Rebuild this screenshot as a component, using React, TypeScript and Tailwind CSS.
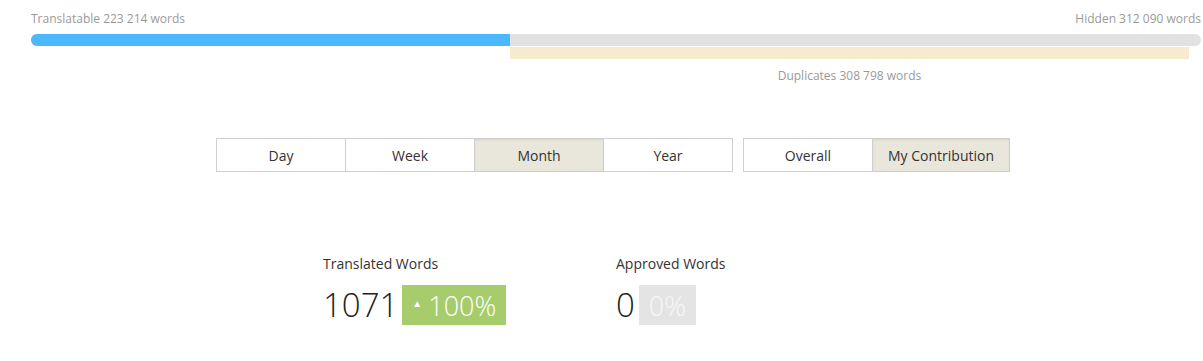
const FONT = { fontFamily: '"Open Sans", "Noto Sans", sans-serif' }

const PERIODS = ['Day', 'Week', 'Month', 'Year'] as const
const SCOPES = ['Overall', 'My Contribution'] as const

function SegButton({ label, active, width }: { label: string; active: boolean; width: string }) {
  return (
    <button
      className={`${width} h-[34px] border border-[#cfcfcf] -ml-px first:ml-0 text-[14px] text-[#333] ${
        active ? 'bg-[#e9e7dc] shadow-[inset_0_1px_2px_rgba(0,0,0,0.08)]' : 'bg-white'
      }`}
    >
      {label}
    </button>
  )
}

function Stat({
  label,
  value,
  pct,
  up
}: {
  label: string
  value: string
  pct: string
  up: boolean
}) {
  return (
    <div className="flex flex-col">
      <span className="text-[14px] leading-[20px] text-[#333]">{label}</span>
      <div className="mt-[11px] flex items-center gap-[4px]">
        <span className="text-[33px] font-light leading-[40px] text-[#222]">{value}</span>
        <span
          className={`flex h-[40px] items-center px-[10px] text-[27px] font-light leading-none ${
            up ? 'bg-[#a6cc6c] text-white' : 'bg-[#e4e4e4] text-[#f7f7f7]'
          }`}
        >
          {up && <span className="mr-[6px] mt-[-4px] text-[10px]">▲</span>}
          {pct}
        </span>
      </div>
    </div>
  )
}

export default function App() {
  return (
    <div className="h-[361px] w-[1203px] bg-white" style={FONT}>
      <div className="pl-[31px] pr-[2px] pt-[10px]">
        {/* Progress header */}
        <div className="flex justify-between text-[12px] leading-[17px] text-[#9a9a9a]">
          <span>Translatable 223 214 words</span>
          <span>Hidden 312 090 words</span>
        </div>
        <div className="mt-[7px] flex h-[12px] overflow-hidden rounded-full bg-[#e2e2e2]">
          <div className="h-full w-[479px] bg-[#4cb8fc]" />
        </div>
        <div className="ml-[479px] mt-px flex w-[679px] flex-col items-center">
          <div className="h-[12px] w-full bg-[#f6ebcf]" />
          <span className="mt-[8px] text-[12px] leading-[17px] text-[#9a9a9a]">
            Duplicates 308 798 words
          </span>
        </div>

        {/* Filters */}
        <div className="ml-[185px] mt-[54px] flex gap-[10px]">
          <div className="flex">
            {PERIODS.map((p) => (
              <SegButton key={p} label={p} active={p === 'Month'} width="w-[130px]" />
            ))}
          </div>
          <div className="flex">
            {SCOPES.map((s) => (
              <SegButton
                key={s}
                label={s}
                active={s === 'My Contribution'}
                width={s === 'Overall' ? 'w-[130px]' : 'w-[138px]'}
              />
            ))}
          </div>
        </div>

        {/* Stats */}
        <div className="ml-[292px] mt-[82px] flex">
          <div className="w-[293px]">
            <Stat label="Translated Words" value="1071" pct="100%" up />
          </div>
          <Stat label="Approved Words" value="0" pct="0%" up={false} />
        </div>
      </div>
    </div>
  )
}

(EXERCISE): Leave out any pictures, please, and quote only the lines from the top of the data through the line that contains "const SCOPES = ['Overall', 'My".

(CORRECT RESULT):
Rebuild this screenshot as a component, using React, TypeScript and Tailwind CSS.
const FONT = { fontFamily: '"Open Sans", "Noto Sans", sans-serif' }

const PERIODS = ['Day', 'Week', 'Month', 'Year'] as const
const SCOPES = ['Overall', 'My Contribution'] as const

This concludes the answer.